MCGRAW: Well the place where we foresee them initially being put out into the market would be through EHR certification standards [for the incentive program]. The EHRs would present the data fields in the right format and recognize the standard for missing data. ... Now it's a little bit trickier from a regulatory standpoint to say to doctors and hospitals that it's your requirement to, for example, fill out every field. But what you can do over time is set standards for accuracy. And one of the things that we had said in our previous recommendations is that there ought to be some consideration for the Nationwide Health Information Network governance rule of minimum accuracy standards.

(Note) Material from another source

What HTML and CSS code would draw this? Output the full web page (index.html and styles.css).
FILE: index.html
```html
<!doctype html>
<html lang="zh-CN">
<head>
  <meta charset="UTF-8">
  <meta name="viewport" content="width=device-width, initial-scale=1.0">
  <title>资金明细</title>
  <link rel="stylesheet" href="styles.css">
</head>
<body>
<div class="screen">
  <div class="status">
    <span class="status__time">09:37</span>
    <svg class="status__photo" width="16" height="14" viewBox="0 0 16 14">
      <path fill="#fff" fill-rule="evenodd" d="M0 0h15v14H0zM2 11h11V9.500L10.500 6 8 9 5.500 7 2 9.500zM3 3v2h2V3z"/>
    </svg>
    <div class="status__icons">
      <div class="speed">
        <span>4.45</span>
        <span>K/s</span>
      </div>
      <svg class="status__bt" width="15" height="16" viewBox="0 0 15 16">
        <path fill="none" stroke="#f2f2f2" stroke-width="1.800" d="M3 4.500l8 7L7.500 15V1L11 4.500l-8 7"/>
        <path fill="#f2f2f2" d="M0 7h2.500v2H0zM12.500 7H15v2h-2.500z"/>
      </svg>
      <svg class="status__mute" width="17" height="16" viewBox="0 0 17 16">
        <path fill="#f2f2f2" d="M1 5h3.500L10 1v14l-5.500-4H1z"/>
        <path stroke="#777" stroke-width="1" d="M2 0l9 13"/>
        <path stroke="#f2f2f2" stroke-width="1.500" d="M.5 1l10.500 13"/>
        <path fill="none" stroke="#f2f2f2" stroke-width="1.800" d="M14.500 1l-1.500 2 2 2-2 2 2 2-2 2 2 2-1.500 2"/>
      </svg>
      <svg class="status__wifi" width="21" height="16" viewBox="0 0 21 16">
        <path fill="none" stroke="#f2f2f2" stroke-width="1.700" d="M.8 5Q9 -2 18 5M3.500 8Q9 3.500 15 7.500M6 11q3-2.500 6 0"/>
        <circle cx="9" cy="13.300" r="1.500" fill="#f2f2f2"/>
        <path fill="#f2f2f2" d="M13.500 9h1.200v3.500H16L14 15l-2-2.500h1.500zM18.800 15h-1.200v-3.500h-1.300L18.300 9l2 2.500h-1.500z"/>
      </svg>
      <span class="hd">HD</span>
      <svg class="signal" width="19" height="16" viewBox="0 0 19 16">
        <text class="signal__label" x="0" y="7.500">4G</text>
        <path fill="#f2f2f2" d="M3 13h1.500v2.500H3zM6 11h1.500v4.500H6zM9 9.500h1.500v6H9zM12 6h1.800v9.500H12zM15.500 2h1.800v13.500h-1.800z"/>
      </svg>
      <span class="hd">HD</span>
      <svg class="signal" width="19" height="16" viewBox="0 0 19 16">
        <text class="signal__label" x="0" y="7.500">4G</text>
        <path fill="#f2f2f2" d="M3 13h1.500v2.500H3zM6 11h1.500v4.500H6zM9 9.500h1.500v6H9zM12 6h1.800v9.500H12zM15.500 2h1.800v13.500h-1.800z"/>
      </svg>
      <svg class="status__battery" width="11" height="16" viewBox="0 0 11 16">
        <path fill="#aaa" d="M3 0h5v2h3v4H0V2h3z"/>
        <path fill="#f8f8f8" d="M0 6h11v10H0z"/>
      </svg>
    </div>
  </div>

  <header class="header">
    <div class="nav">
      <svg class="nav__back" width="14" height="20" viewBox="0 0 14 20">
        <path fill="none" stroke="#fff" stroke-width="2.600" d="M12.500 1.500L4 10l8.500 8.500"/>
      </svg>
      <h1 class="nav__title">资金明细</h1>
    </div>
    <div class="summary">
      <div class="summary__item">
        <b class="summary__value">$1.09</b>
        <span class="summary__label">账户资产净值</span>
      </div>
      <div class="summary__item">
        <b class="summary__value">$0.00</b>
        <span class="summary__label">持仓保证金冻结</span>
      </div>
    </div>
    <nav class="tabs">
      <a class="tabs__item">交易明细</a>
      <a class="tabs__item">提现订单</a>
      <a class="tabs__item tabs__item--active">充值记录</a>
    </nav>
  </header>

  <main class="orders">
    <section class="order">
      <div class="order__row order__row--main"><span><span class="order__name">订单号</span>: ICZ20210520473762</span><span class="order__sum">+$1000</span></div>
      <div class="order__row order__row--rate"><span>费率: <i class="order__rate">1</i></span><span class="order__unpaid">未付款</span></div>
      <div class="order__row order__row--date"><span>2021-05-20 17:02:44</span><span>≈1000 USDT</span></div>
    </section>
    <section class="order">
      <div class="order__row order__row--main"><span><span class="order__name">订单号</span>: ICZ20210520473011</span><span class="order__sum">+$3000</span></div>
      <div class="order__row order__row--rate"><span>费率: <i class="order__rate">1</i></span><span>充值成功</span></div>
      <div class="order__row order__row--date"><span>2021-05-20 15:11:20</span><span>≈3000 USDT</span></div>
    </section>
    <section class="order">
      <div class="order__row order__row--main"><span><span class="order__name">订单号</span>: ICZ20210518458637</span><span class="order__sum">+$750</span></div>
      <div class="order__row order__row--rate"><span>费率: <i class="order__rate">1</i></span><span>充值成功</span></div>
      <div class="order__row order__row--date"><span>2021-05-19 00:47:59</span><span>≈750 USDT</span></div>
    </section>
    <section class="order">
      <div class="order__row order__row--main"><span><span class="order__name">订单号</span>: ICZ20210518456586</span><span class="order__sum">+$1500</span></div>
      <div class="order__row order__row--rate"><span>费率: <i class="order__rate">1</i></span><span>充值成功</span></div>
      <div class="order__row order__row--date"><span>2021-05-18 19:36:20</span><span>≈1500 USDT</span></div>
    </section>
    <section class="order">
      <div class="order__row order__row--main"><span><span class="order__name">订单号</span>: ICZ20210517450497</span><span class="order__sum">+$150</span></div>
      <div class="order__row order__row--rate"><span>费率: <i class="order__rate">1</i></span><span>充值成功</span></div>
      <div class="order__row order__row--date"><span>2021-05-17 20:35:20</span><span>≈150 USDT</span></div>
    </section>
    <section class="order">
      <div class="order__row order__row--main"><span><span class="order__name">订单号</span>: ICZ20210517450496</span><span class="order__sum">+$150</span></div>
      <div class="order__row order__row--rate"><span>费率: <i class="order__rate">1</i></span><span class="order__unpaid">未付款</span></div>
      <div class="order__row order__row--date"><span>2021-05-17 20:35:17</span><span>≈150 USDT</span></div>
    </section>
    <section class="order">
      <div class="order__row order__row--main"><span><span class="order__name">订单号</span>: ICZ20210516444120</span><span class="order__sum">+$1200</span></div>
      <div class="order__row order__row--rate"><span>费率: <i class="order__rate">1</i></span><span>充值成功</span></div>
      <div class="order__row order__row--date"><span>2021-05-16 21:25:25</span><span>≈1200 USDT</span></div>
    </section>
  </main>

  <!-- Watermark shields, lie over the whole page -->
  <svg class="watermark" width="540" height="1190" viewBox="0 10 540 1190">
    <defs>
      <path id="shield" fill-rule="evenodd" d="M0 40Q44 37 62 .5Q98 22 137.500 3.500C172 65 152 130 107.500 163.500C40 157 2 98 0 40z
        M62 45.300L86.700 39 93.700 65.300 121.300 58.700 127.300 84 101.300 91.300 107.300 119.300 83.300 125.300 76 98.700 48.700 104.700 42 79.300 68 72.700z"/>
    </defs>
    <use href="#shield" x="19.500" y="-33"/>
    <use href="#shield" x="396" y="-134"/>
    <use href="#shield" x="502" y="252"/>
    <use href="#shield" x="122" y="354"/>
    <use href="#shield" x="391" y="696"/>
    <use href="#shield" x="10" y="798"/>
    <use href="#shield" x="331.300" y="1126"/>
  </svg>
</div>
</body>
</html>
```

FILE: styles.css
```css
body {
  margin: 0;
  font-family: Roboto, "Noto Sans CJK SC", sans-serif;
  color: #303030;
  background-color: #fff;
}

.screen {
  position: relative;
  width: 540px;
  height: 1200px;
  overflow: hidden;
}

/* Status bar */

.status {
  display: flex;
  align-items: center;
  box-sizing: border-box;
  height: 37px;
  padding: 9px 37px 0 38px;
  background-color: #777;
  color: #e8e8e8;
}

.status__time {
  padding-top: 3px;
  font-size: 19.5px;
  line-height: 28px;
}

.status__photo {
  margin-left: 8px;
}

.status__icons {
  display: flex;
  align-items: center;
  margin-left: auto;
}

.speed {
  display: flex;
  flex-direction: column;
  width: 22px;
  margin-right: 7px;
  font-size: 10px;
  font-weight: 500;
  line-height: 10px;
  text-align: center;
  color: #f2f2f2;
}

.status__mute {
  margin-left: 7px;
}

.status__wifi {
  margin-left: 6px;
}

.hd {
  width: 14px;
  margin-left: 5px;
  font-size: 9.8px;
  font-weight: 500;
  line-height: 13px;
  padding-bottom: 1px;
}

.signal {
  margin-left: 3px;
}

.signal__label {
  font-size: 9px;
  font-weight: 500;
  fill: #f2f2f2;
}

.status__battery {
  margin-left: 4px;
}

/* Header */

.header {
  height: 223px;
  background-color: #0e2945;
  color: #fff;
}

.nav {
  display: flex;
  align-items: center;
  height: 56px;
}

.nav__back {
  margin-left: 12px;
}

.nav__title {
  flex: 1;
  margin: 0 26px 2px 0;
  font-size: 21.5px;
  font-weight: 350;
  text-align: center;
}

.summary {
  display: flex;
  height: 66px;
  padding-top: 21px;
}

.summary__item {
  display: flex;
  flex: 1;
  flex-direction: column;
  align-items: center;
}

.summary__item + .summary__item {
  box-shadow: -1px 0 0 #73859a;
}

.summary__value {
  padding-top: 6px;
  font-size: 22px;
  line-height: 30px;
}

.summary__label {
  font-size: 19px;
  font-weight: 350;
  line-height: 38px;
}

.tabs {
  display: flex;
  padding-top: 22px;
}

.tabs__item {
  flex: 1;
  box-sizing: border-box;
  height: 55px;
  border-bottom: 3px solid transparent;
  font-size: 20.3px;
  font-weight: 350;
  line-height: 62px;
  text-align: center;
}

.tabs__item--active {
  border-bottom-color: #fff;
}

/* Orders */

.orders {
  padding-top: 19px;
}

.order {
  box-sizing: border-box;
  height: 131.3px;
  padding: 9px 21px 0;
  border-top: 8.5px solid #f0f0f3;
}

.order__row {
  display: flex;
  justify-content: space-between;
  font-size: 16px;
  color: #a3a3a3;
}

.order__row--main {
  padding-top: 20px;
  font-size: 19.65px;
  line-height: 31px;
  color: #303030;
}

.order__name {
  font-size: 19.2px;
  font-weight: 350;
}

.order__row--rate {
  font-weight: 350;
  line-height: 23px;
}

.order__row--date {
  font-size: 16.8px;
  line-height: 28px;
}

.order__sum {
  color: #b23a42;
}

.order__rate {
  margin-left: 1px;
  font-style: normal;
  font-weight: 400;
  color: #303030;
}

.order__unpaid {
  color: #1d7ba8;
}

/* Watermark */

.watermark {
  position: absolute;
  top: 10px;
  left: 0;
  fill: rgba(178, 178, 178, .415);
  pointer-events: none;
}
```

... Ultimately it will be hugely problematic if the weakest link in the chain is not matching data appropriately and it's getting exchanged with other participants and it was wrong from the start. So the idea here is to have the technology support good patient matching practices and then maybe promulgate some of those best practices through Nationwide Health Information Network conditions of participation.
Next steps
ANDERSON: Finally what are the next subjects that the tiger team likely will address? I understand you're soliciting ideas from the public now through your blog?MCGRAW: It may have looked like a haphazard process in terms of the topics that we've taken on, but it's always been our goal to take the nationwide electronic data sharing principles that the ONC first put out in December of 2008 ... look at those principles, look at what current law already requires of covered entities and then think about where the gaps are in both policy and best practices and try to flush those out in a series of recommendations. We have done a fair amount of work, but we suspect that there is more to do.

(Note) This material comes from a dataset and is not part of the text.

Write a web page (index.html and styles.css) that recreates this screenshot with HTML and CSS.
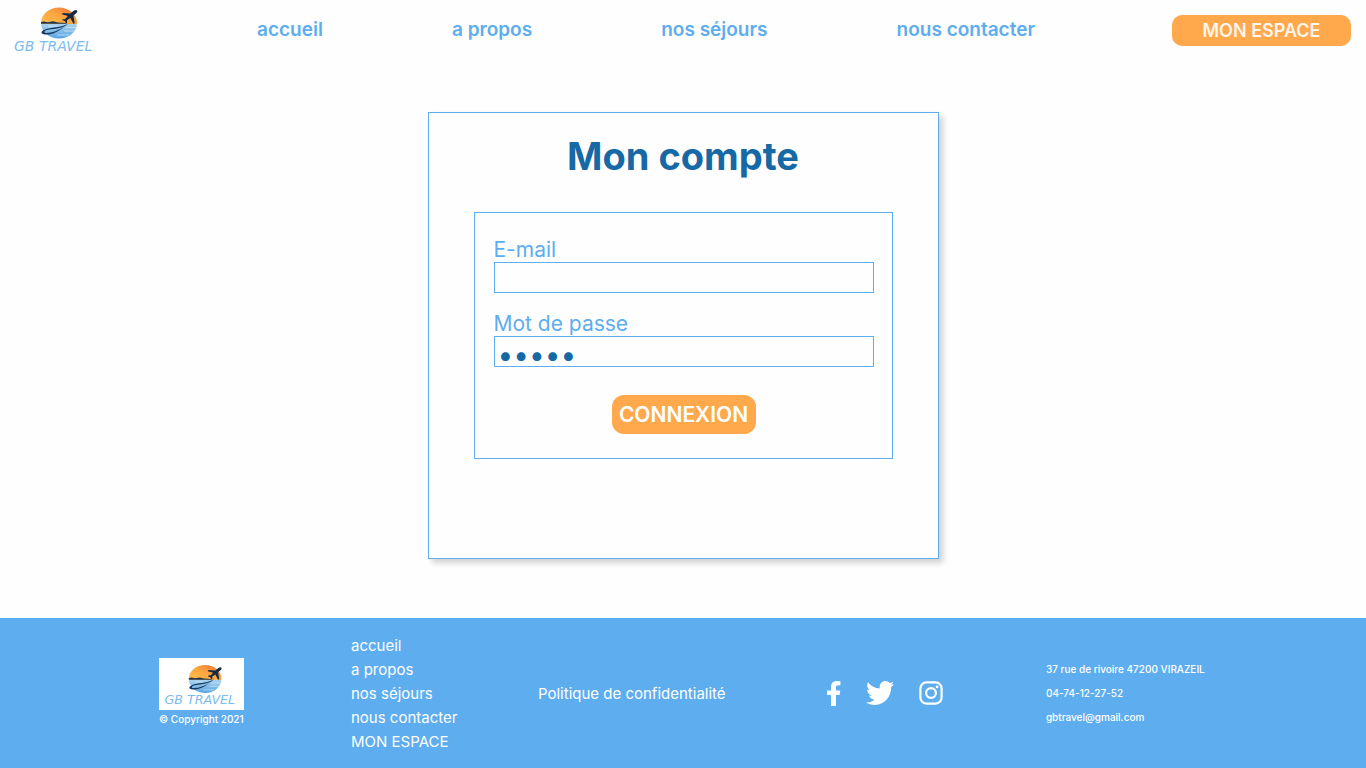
FILE: index.html
```html
<!DOCTYPE html>
<html lang="fr">
<head>
<meta charset="utf-8">
<meta name="viewport" content="width=device-width, initial-scale=1">
<title>GB Travel - Mon compte</title>
<link rel="stylesheet" href="styles.css">
</head>
<body>
<svg class="defs" width="0" height="0" aria-hidden="true">
  <defs>
    <linearGradient id="sky" x1="0" y1="1" x2="1" y2="0">
      <stop offset="0" stop-color="#ffc04d"/>
      <stop offset="0.5" stop-color="#fba53f"/>
      <stop offset="1" stop-color="#f0693a"/>
    </linearGradient>
    <linearGradient id="sea" x1="0" y1="0" x2="0" y2="1">
      <stop offset="0" stop-color="#a9d3ee"/>
      <stop offset="1" stop-color="#4f9fe0"/>
    </linearGradient>
    <clipPath id="disc"><ellipse cx="51" cy="23" rx="18" ry="15.5"/></clipPath>
    <symbol id="logo" viewBox="0 0 94 57">
      <g clip-path="url(#disc)">
        <rect x="32" y="7" width="38" height="17" fill="url(#sky)"/>
        <rect x="32" y="24" width="38" height="16" fill="url(#sea)"/>
        <path d="M32 22.200l4-.8 4 .8 5-1 5 1.300 8 .5v.8H32z" fill="#21354f"/>
        <path d="M40 26.200h9M58 27.500h10M56 31h12M49 35h12" stroke="#d6edfa" stroke-width=".7"/>
      </g>
      <path d="M61 23C55 27.500 46 27 39 28.700C33 30.500 31.500 33.500 36.500 34.500C44 35.200 51 31 56 27C50 30.500 44 33.200 38 33C35.500 32.500 36 30.500 40 29.800C48 28.500 56 28.500 61 23z" fill="#173a61"/>
      <path d="M69 10.500c.7.900 0 2-1 2.900l-2.600 2.200 1.300 7.600-1.300.5-3.100-5.700-3.400 2.300.2 2.700-.9.400-1.500-2.500-2.500-.8.500-.9 2.500-.3 2.700-2.900-6-1.700.8-1.200 7.600.4 3.400-2.800c1.300-.9 2.700-1.100 3.300-.2z" fill="#142b47"/>
      <text x="6" y="51" class="logo-text">GB TRAVEL</text>
    </symbol>
  </defs>
</svg>

<header class="site-header">
  <a class="brand" href="#" aria-label="GB Travel"><svg class="brand-logo"><use href="#logo"/></svg></a>
  <nav class="main-nav" aria-label="Navigation principale">
    <a href="#">accueil</a>
    <a href="#">a propos</a>
    <a href="#">nos séjours</a>
    <a href="#">nous contacter</a>
  </nav>
  <a class="account-link" href="#">MON ESPACE</a>
</header>

<main class="page">
  <section class="card">
    <h1>Mon compte</h1>
    <form class="login">
      <div class="field">
        <label for="email">E-mail</label>
        <input id="email" type="email">
      </div>
      <div class="field">
        <label for="password">Mot de passe</label>
        <input id="password" type="password" value="abcde">
      </div>
      <button class="submit" type="submit">CONNEXION</button>
    </form>
  </section>
</main>

<footer class="site-footer">
  <div class="footer-brand">
    <svg class="footer-logo" role="img" aria-label="GB Travel"><use href="#logo"/></svg>
    <p>© Copyright 2021</p>
  </div>
  <nav class="footer-nav" aria-label="Navigation secondaire">
    <a href="#">accueil</a>
    <a href="#">a propos</a>
    <a href="#">nos séjours</a>
    <a href="#">nous contacter</a>
    <a href="#">MON ESPACE</a>
  </nav>
  <a class="privacy" href="#">Politique de confidentialité</a>
  <div class="social">
    <a href="#" aria-label="Facebook"><svg width="14" height="25" viewBox="0 0 14 25"><path fill="#fff" d="M4 25V14H0V9.500h4V6c0-4 2.400-6 6-6 1.700 0 3.400.3 3.400.3v4h-2C9.500 4.300 9 5.400 9 6.600v2.900h4.300L12.600 14H9v11z"/></svg></a>
    <a href="#" aria-label="Twitter"><svg width="28" height="24" viewBox="0 46 512 420" preserveAspectRatio="none"><path fill="#fff" d="M459.370 151.716c.325 4.548.325 9.097.325 13.645 0 138.720-105.583 298.558-298.558 298.558-59.452 0-114.680-17.219-161.137-47.106 8.447.974 16.568 1.299 25.340 1.299 49.055 0 94.213-16.568 130.274-44.832-46.132-.975-84.792-31.188-98.112-72.772 6.498.974 12.995 1.624 19.818 1.624 9.421 0 18.843-1.300 27.614-3.573-48.081-9.747-84.143-51.980-84.143-102.985v-1.299c13.969 7.797 30.214 12.670 47.431 13.319-28.264-18.843-46.781-51.005-46.781-87.391 0-19.492 5.197-37.360 14.294-52.954 51.655 63.675 129.300 105.258 216.365 109.807-1.624-7.797-2.599-15.918-2.599-24.040 0-57.828 46.782-104.934 104.934-104.934 30.213 0 57.502 12.670 76.670 33.137 23.715-4.548 46.456-13.320 66.599-25.340-7.798 24.366-24.366 44.833-46.132 57.827 21.117-2.273 41.584-8.122 60.426-16.243-14.292 20.791-32.161 39.308-52.628 54.253z"/></svg></a>
    <a href="#" aria-label="Instagram"><svg width="24" height="24" viewBox="0 0 24 24" fill="none" stroke="#fff" stroke-width="2.200"><rect x="1.400" y="1.400" width="21.200" height="21.200" rx="6"/><circle cx="12" cy="12" r="4.900"/><circle cx="18.100" cy="5.900" r="1.400" fill="#fff" stroke="none"/></svg></a>
  </div>
  <address class="contact">
    <span>37 rue de rivoire 47200 VIRAZEIL</span>
    <span>04-74-12-27-52</span>
    <span>gbtravel@gmail.com</span>
  </address>
</footer>
</body>
</html>
```
FILE: styles.css
```css
* {
  box-sizing: border-box;
}

body {
  display: flex;
  flex-direction: column;
  min-height: 100vh;
  margin: 0;
  color: #5dadef;
  font-family: Inter, "Open Sans", sans-serif;
  background: #fefefe;
}

a {
  color: inherit;
  text-decoration: none;
}

h1,
p {
  margin: 0;
}

.defs {
  position: absolute;
}

.logo-text {
  fill: #7dbcee;
  font-family: "DejaVu Sans", sans-serif;
  font-size: 14px;
  font-style: italic;
}

/* Header */
.site-header {
  display: flex;
  align-items: center;
  height: 60px;
  padding: 0 15px 0 8px;
}

.brand {
  align-self: flex-start;
}

.brand-logo {
  display: block;
  width: 94px;
  height: 57px;
}

.main-nav {
  display: flex;
  flex: 1;
  justify-content: space-between;
  margin: 0 137px 0 155px;
  font-size: 19px;
  font-weight: 600;
  line-height: 24px;
}

.account-link {
  width: 179px;
  border-radius: 10px;
  color: #fff5ea;
  font-size: 18px;
  font-weight: 600;
  line-height: 31px;
  text-align: center;
  background: #ffa84c;
}

/* Login card */
.page {
  flex: 1;
  padding: 52px 16px 59px;
}

.card {
  max-width: 511px;
  margin: 0 auto;
  padding: 21px 45px 99px;
  border: 1px solid #5dadef;
  box-shadow: 4px 4px 6px rgba(0, 0, 0, 0.18);
}

h1 {
  margin-bottom: 34px;
  color: #1769a5;
  font-size: 38px;
  font-weight: 700;
  line-height: 44px;
  text-align: center;
}

.login {
  padding: 25px 18px 24px 19px;
  border: 1px solid #5dadef;
}

.field {
  display: flex;
  flex-direction: column;
  margin-bottom: 19px;
  font-size: 21px;
  line-height: 24px;
}

.field input {
  width: 100%;
  height: 31px;
  padding: 0 5px;
  border: 1px solid #5dadef;
  border-radius: 0;
  color: #1769a5;
  font-family: inherit;
  font-size: 20px;
  background: transparent;
}

.field input[type="password"] {
  padding: 6px 3px 0;
  font-size: 28px;
}

.submit {
  display: block;
  width: 144px;
  height: 39px;
  margin: 28px auto 0;
  padding: 0;
  border: 0;
  border-radius: 12px;
  color: #fff;
  font-family: inherit;
  font-size: 21px;
  font-weight: 600;
  background: #ffa84c;
}

/* Footer */
.site-footer {
  display: grid;
  grid-template-columns: 192fr 187fr 289fr 219fr 163fr;
  align-items: center;
  min-height: 150px;
  padding: 0 11.5% 0 159px;
  color: #fff;
  font-size: 15px;
  line-height: 24px;
  white-space: nowrap;
  background: #5dadef;
}

.footer-logo {
  display: block;
  width: 85px;
  height: 52px;
  background: #fff;
}

.footer-brand p {
  font-size: 10px;
  font-weight: 500;
  line-height: 18px;
}

.footer-nav,
.contact {
  display: flex;
  flex-direction: column;
}

.footer-nav {
  padding-top: 2px;
}

.privacy {
  padding-top: 2px;
}

.social {
  display: flex;
  align-items: center;
  gap: 25px;
}

.social svg {
  display: block;
}

.contact {
  font-size: 10px;
  font-style: normal;
  font-weight: 500;
}
```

Certainly, most of our work to date has been assuming a world of what we call "push" transactions, where the data holders are the initiators of disclosure and make decisions about with whom to share data from their records. ... It's a different environment when you talk about a query/response type ["pull"] model where you have a patient and you're looking for data about him or her and you need to go out and find it in the health information exchange ecosystem. Even HIPAA doesn't really have that many rules about how you collect data; it has a lot of rules about what you can do with data once you have it. ... We had a lot of discussion on our last call about looking at query/response models. We want to make sure that we've taken care of the policy gaps even with respect to "push" transactions. And then, ultimately, we want to get beyond the sort of primary data uses that are part of meaningful use and think about secondary [research] data uses too. But we want to build the foundation for the primary uses and make sure that's strong and then move on from there.
But we'd love to get input from the public about where the gaps are and where we should go from here.